Reconstruction Conjecture — Dirac's theorem (corollaries of the clique-separator lemma)

The two structural corollaries of minimalSeparatorClique (a minimal separator of a chordal graph is a clique):

• SimpleGraph.diracCliqueSeparator — a finite chordal connected non-complete graph has a clique separator. Proof: a non-complete connected graph has a separator ({a,b}ᶜ for a non-adjacent pair a, b); a ⊆-minimal one exists (finite), and it is a clique by minimalSeparatorClique.
• SimpleGraph.diracSimplicial — a finite nonempty chordal graph has a simplicial vertex (Dirac 1961). Proof by strong induction on |V|, peeling off a component across a clique separator.

DiracCliqueSeparator V (the target Prop) is stated without finiteness; it is provable only for finite V (Dirac's theorem fails for infinite graphs), so the theorem carries a [Fintype V] instance.

theorem SimpleGraph.exists_minimal_separator {V : Type u_1} {G : SimpleGraph V} [Finite V] (hconn : G.Connected) (hne : G ≠ ⊤) : ∃ (S : Set V), G.IsSeparator S ∧ ∀ T ⊂ S, ¬G.IsSeparator T

A finite connected non-complete graph has an inclusion-minimal separator.

theorem SimpleGraph.diracCliqueSeparator {V : Type u_1} [Finite V] : DiracCliqueSeparator V

Dirac's clique-separator theorem. A finite chordal connected non-complete graph has a separator that induces a clique.

theorem SimpleGraph.isSimplicial_of_induce {V : Type u_1} {G : SimpleGraph V} {T : Set V} {v : V} (hv : v ∈ T) (hsub : G.neighborSet v ⊆ T) (h : (induce T G).IsSimplicial ⟨v, hv⟩) : G.IsSimplicial v

Simplicial-vertex transfer.
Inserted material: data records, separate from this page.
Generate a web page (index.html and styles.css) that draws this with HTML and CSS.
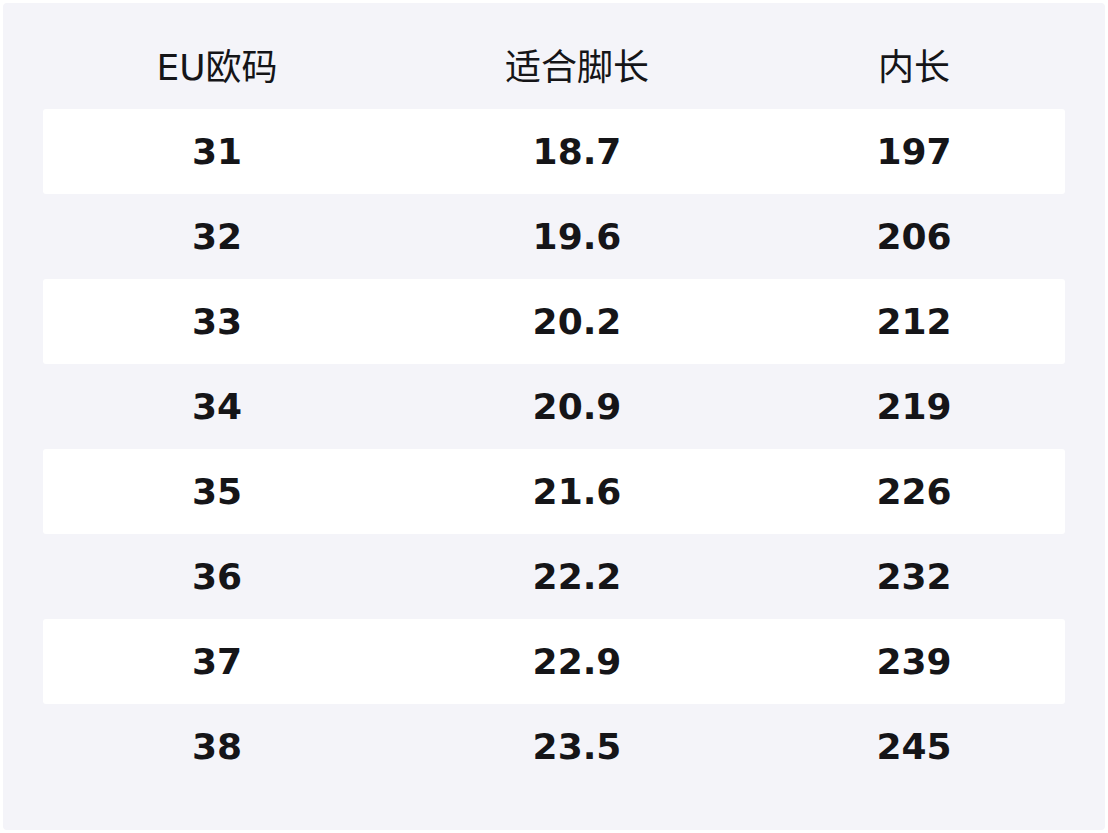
FILE: index.html
```html
<!DOCTYPE html>
<html lang="zh">
<head>
<meta charset="utf-8">
<link rel="stylesheet" href="styles.css">
</head>
<body>
<div class="panel">
  <div class="row head">
    <div class="cell">EU欧码</div>
    <div class="cell">适合脚长</div>
    <div class="cell">内长</div>
  </div>
  <div class="row light"><div class="cell">31</div><div class="cell">18.7</div><div class="cell">197</div></div>
  <div class="row"><div class="cell">32</div><div class="cell">19.6</div><div class="cell">206</div></div>
  <div class="row light"><div class="cell">33</div><div class="cell">20.2</div><div class="cell">212</div></div>
  <div class="row"><div class="cell">34</div><div class="cell">20.9</div><div class="cell">219</div></div>
  <div class="row light"><div class="cell">35</div><div class="cell">21.6</div><div class="cell">226</div></div>
  <div class="row"><div class="cell">36</div><div class="cell">22.2</div><div class="cell">232</div></div>
  <div class="row light"><div class="cell">37</div><div class="cell">22.9</div><div class="cell">239</div></div>
  <div class="row"><div class="cell">38</div><div class="cell">23.5</div><div class="cell">245</div></div>
</div>
</body>
</html>
```
FILE: styles.css
```css
html, body {
  margin: 0;
  padding: 0;
  background: #ffffff;
}
body {
  padding: 3px;
  font-family: "DejaVu Sans", "Noto Sans CJK SC", sans-serif;
  color: #151518;
}
.panel {
  background: #f4f4f9;
  border-radius: 4px;
  width: 1102px;
  height: 827px;
  box-sizing: border-box;
  padding: 0 40px 41px;
}
.row {
  display: grid;
  grid-template-columns: 348px 372px 1fr;
  height: 85px;
  align-items: center;
  text-align: center;
  font-size: 36px;
  font-weight: bold;
}
.row.light {
  background: #ffffff;
  border-radius: 3px;
}
.row.head {
  height: auto;
  padding: 40px 0 16px;
  line-height: 50px;
  font-weight: normal;
  font-size: 36px;
}
```
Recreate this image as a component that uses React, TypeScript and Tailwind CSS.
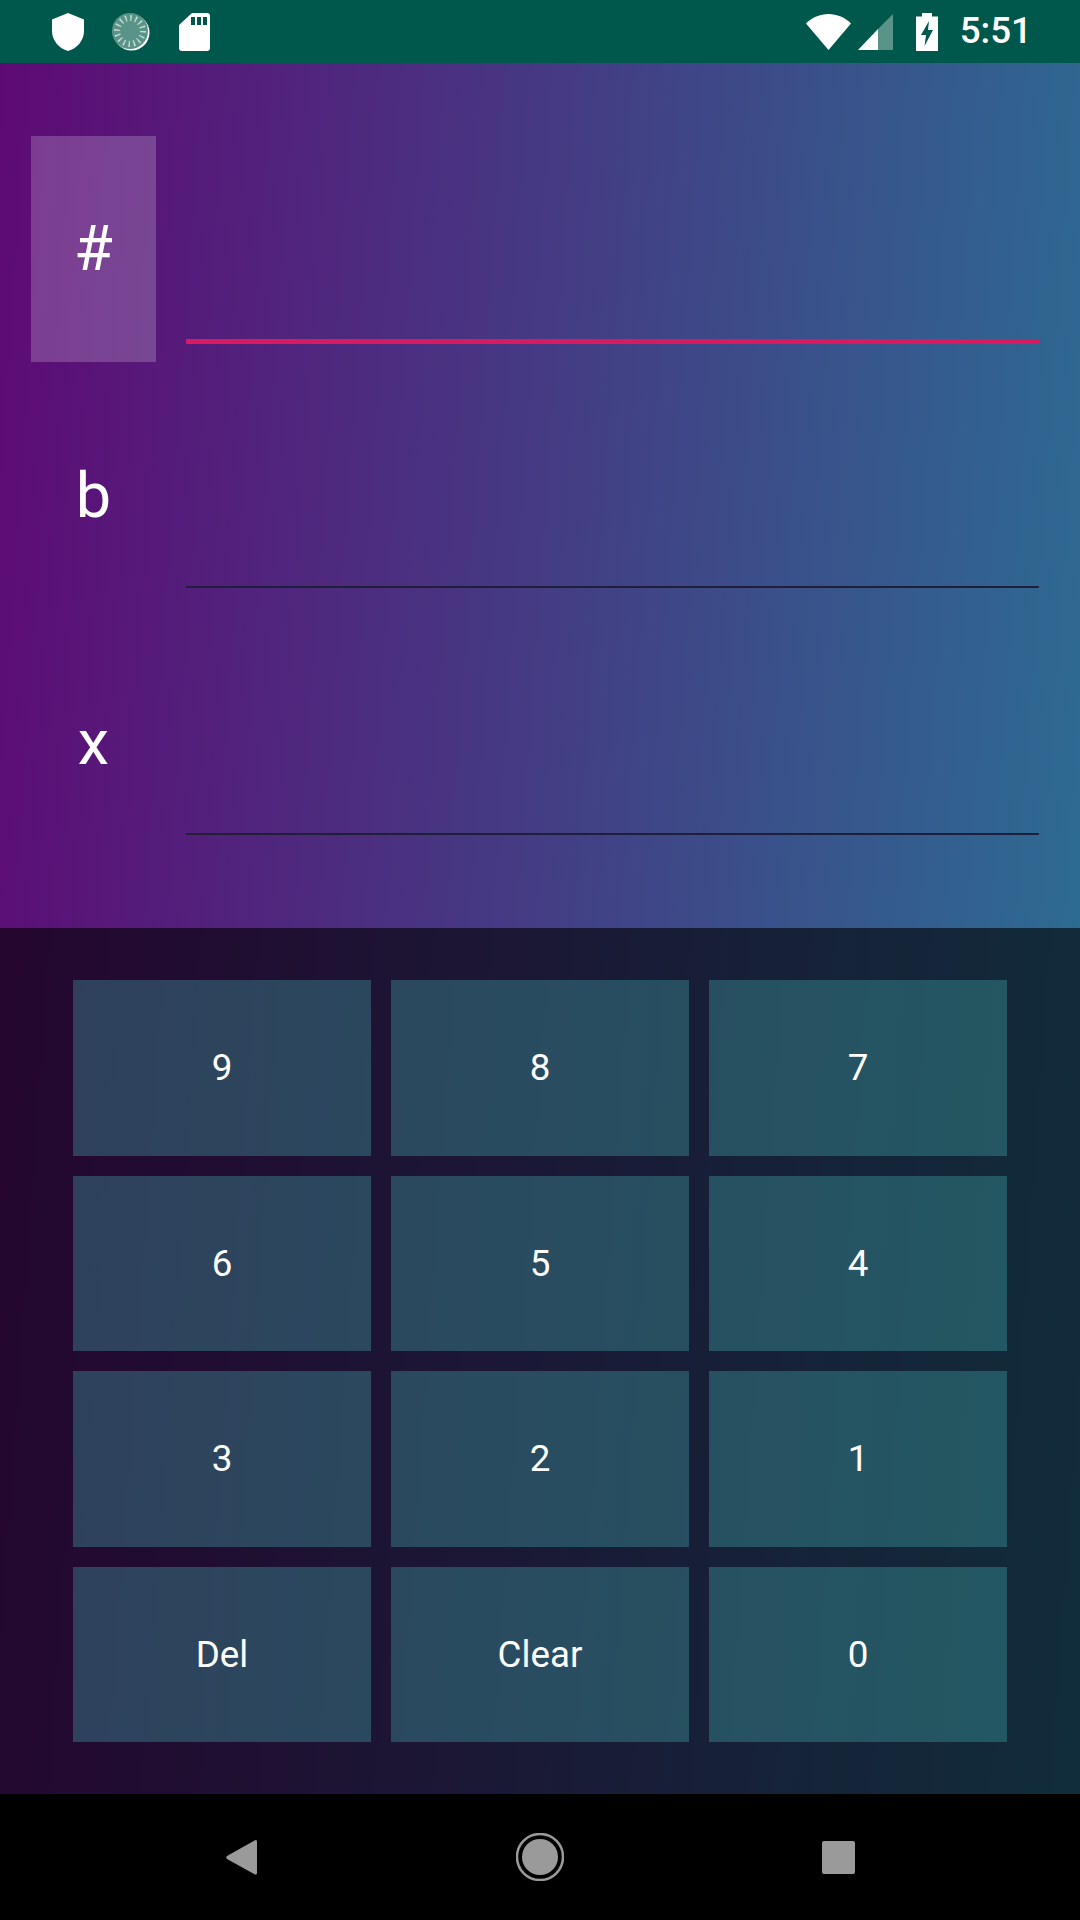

If every G-neighbour of v lies in T and v is simplicial in the induced subgraph G[T], then v is simplicial in G. This is the bridge that turns a simplicial vertex found by induction on a smaller induced subgraph into a simplicial vertex of the whole graph.

theorem SimpleGraph.exists_simplicial_of_induce_disj {V : Type u_1} {G : SimpleGraph V} {T T' : Set V} (hT'T : T' ⊆ T) (hT'ne : T'.Nonempty) (hnbhd : ∀ v ∈ T', G.neighborSet v ⊆ T) (hclique : ∀ p ∈ T, ∀ q ∈ T, p ∉ T' → q ∉ T' → p ≠ q → G.Adj p q) (hdisj : induce T G = ⊤ ∨ ∃ (a : ↑T) (b : ↑T), a ≠ b ∧ ¬(induce T G).Adj a b ∧ (induce T G).IsSimplicial a ∧ (induce T G).IsSimplicial b) : ∃ v ∈ T', G.IsSimplicial v

Extracting a simplicial vertex from the induction hypothesis. Suppose G[T] is complete or has two non-adjacent simplicial vertices (the inductive dichotomy), T' ⊆ T is nonempty, every T'-vertex keeps its G-neighbours in T, and T \ T' is a clique. Then some vertex of T' is simplicial in G. (In the complete case any T'-vertex works; otherwise the two non-adjacent simplicial vertices cannot both avoid T', since T \ T' is a clique.)

theorem SimpleGraph.dirac_aux (n : ℕ) (W : Type u) [Fintype W] (H : SimpleGraph W) : Fintype.card W ≤ n → H.IsChordal → H = ⊤ ∨ ∃ (a : W) (b : W), a ≠ b ∧ ¬H.Adj a b ∧ H.IsSimplicial a ∧ H.IsSimplicial b

The strong inductive form of Dirac's theorem, on a card-bounded family of graphs (one universe, so the induced-subgraph recursion stays in type): a finite chordal graph is complete or has two non-adjacent simplicial vertices.

theorem SimpleGraph.diracSimplicial {V : Type u_1} [Fintype V] : DiracSimplicial V

Dirac's simplicial-vertex theorem (1961). Every finite nonempty chordal graph has a simplicial vertex.